Set problem: Extract every line where the string "that" appears.

Material:
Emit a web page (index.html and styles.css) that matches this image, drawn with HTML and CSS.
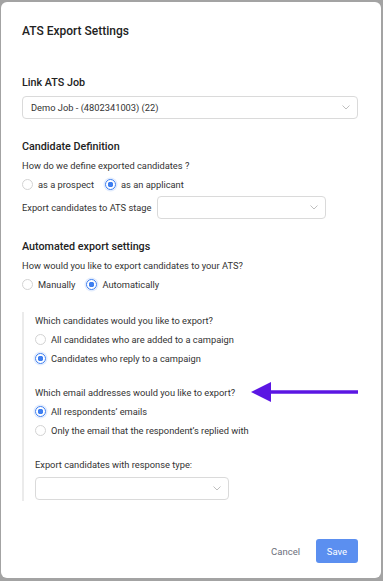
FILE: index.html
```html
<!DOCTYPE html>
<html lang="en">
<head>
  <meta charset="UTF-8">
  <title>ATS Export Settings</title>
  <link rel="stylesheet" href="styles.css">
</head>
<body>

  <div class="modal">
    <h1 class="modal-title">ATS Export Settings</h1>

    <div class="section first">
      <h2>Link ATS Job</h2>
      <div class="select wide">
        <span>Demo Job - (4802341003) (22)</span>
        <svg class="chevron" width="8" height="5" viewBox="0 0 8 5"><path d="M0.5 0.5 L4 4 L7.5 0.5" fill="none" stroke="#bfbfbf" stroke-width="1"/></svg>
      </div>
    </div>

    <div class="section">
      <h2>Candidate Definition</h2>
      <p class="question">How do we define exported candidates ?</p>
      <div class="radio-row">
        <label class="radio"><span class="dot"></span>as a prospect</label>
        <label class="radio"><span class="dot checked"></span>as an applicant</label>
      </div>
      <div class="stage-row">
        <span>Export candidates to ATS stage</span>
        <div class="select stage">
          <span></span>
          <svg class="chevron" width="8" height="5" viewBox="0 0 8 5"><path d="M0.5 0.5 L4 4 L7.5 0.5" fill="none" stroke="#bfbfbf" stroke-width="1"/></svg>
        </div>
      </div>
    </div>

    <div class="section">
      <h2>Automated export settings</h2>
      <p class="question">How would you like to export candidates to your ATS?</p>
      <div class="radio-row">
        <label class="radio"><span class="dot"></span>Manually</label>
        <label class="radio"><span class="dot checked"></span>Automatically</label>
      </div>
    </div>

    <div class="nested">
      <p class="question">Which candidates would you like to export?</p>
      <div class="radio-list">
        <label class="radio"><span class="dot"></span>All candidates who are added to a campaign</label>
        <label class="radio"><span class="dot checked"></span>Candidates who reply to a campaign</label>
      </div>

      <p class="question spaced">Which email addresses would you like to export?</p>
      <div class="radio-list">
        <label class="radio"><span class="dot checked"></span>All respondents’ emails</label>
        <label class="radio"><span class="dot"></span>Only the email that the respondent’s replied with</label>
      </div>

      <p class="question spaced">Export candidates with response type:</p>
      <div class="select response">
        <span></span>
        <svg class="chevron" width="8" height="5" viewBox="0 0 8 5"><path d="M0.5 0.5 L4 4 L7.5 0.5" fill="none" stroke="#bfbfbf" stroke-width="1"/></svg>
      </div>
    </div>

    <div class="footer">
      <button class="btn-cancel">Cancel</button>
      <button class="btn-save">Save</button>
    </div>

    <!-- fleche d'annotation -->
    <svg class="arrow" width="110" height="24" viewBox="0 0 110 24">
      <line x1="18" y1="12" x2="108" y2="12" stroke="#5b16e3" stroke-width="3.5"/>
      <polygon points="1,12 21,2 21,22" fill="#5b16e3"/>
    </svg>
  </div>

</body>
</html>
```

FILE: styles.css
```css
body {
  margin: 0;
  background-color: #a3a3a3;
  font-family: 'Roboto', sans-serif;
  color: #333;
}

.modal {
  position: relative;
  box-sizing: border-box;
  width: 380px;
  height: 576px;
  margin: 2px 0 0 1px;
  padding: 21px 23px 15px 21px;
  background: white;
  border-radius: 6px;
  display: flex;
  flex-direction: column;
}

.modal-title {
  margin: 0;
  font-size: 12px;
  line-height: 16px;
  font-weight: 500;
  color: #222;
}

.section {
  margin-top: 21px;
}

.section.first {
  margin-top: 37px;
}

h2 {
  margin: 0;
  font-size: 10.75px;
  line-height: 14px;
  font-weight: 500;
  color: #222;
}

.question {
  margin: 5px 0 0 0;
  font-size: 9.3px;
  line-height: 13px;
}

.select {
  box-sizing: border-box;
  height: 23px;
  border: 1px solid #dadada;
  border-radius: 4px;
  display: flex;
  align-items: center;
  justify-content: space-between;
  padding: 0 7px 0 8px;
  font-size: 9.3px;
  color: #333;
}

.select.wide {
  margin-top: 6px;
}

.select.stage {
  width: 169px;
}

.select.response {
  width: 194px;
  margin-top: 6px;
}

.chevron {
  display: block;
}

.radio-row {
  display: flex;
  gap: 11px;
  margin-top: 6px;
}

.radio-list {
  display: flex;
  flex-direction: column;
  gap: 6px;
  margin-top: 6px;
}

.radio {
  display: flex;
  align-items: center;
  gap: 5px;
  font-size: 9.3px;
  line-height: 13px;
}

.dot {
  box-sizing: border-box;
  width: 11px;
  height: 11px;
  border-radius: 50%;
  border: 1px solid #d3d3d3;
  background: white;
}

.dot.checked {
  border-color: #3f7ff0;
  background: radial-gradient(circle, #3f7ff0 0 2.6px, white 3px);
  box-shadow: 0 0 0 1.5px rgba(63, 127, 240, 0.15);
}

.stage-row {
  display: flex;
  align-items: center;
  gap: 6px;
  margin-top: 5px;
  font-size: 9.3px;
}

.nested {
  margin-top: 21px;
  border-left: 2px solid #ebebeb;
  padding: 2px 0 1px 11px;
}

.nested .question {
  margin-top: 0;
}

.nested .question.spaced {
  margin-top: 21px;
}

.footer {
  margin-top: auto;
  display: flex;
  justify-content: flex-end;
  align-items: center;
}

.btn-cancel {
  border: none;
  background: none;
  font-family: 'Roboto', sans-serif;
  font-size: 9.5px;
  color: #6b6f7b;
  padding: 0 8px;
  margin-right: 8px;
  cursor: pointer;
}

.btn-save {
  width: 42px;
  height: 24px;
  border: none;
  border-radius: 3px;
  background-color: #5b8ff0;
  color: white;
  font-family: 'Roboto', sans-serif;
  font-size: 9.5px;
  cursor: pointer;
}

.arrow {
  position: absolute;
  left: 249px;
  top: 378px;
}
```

Correct answer:
Emit a web page (index.html and styles.css) that matches this image, drawn with HTML and CSS.
        <label class="radio"><span class="dot"></span>Only the email that the respondent’s replied with</label>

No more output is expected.